Additionally, economists said the ultra-low unemployment figures coupled with persistently-low labour productivity will eventually push the costs of workforce up and weigh on the profitability of US businesses.
“The main risk to the upside likely stems from the tight jobs market and whether wages can continue rising,” Knightley said, “We look for economic growth to slow through 2019 and this should see inflation pressures gradually recede late next year”.
For their part, investment bankers from Goldman Sachs said they expect yearly economic growth to slow to 2.5 per cent and 2.2 per cent, respectively, in the first and second quarters of 2019. Their assessments contradict previous statements from Trump administration officials, who expect GDP growth to remain at 3 per cent per year in the medium-term.
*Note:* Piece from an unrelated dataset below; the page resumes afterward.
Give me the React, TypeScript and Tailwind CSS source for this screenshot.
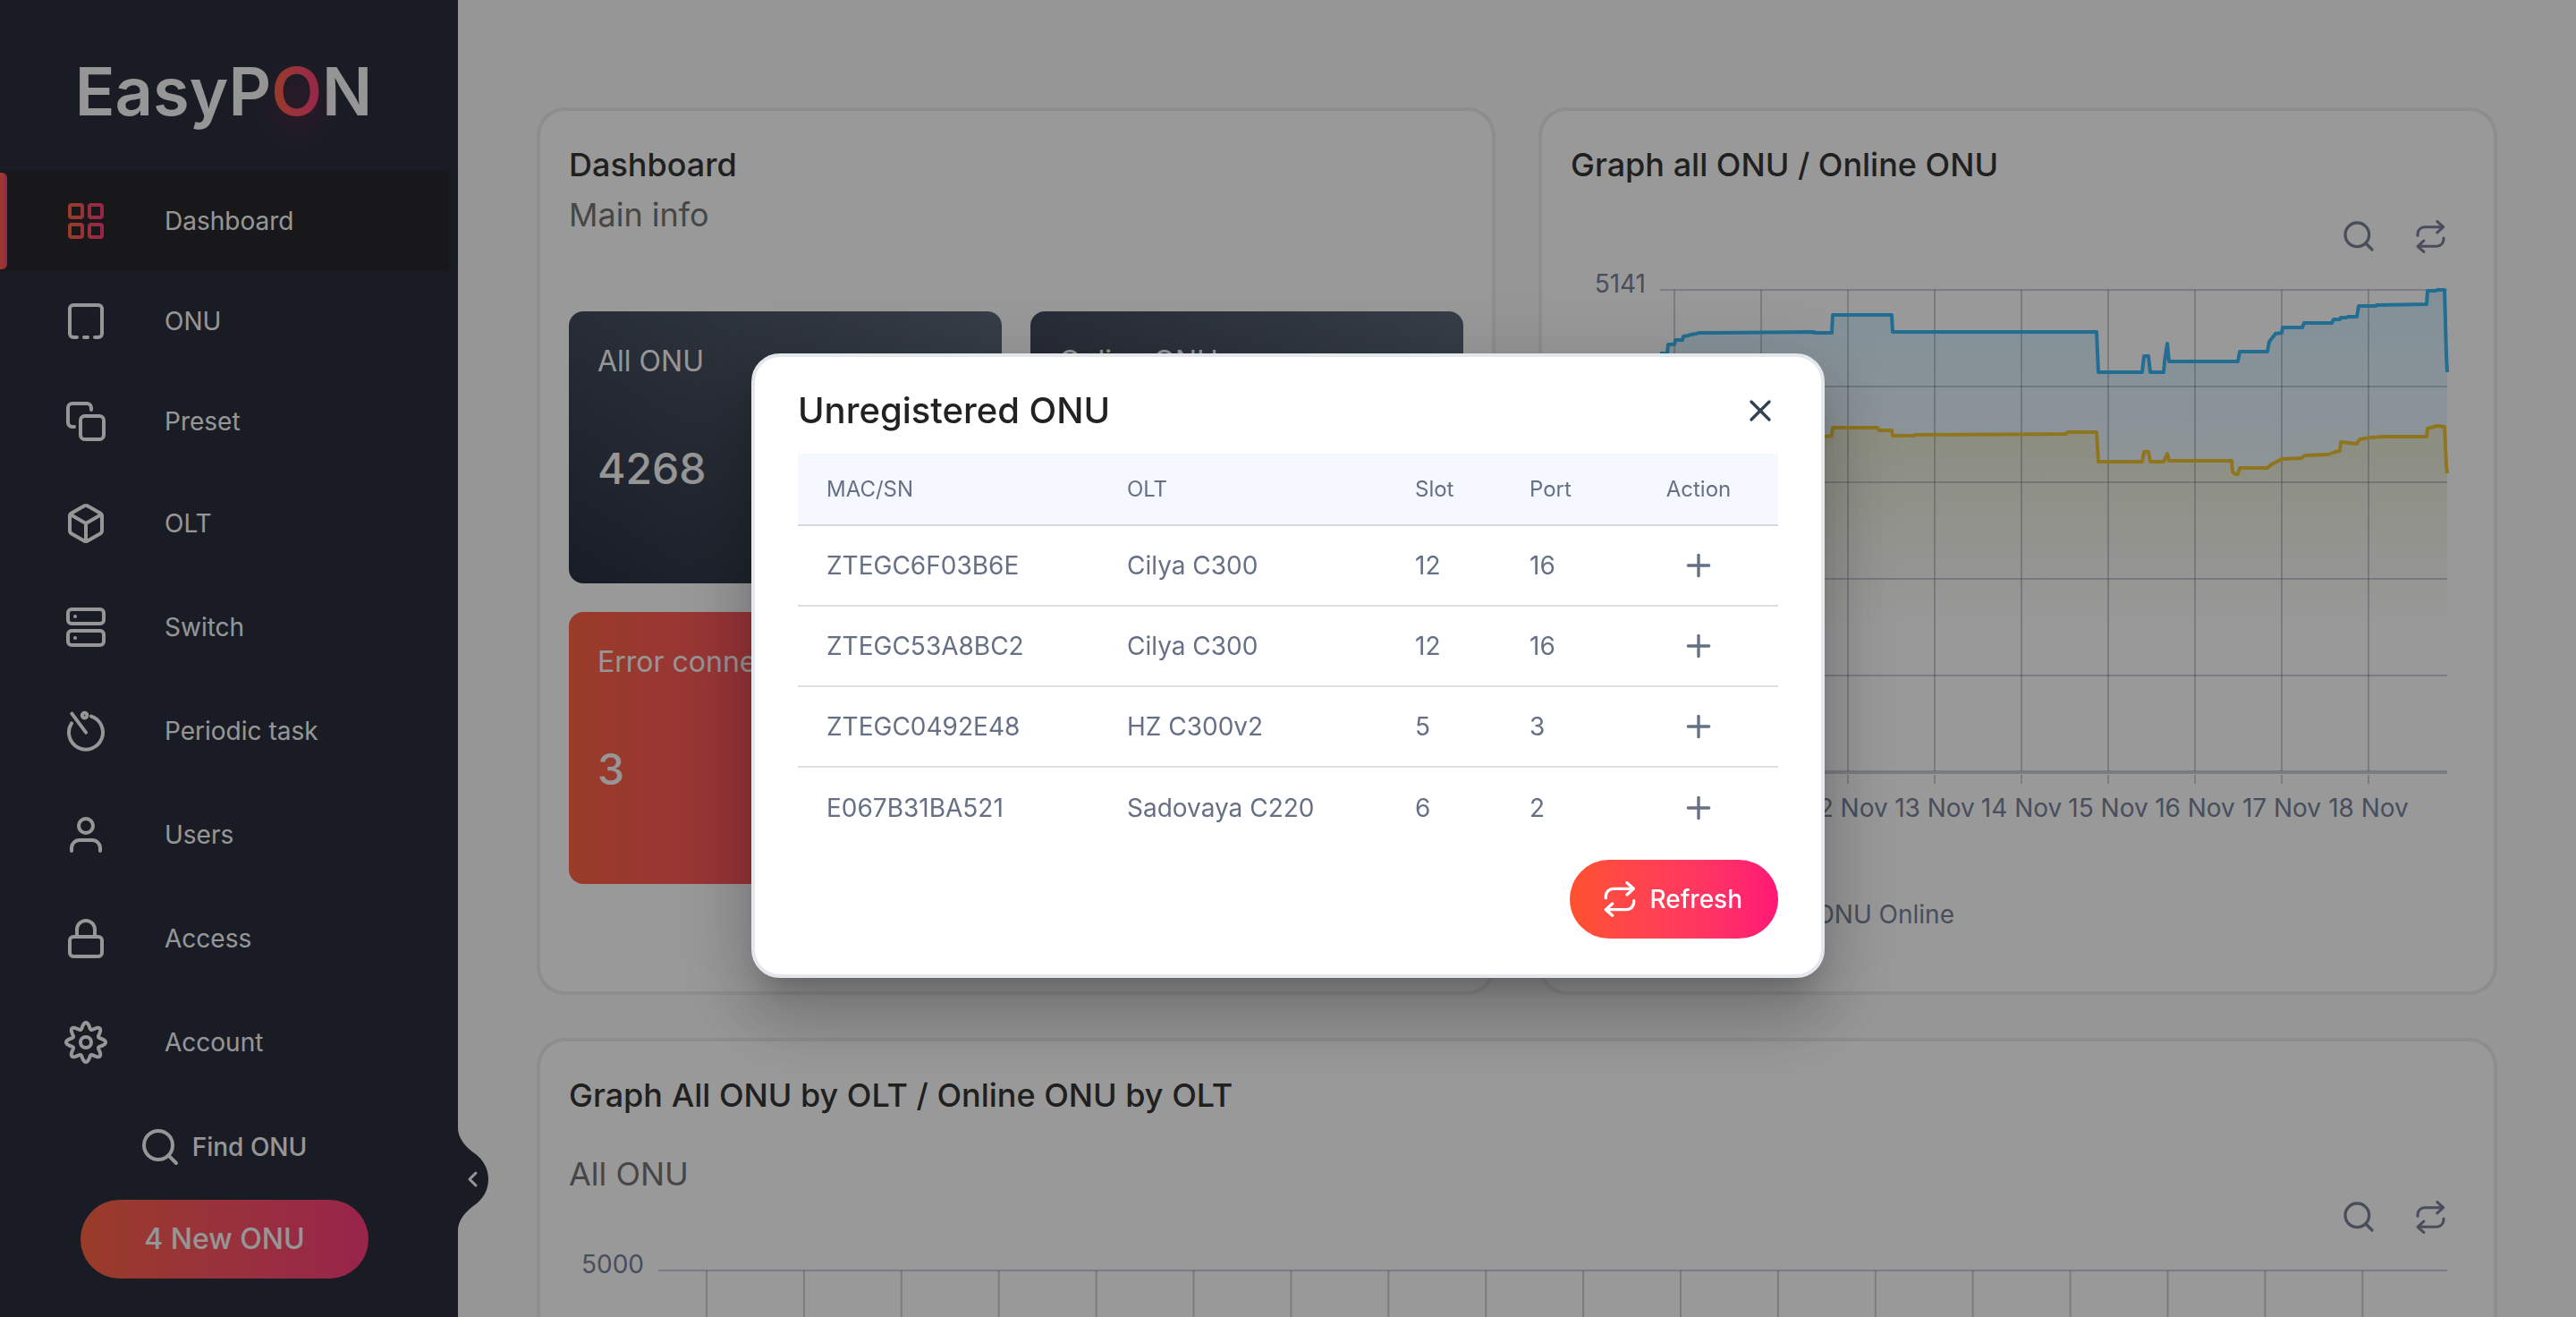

“Growth is likely to slow significantly next year, from a recent pace of 3.5 per cent-plus to roughly our 1.75 per cent estimate of potential by end-2019,” Goldman’s chief economist Jan Hatzius wrote in a note. “We expect tighter financial conditions and a fading fiscal stimulus to be the key drivers of the deceleration”.
Indeed, Federal Reserve officials have recently reaffirmed their commitment to further tightening of the central bank’s monetary policies. The Fed is expected to raise base interest rates by 0.25 per cent to the gauge of 2.25-2.50 per cent next month, while the majority of economists are expecting three more rate hikes next year.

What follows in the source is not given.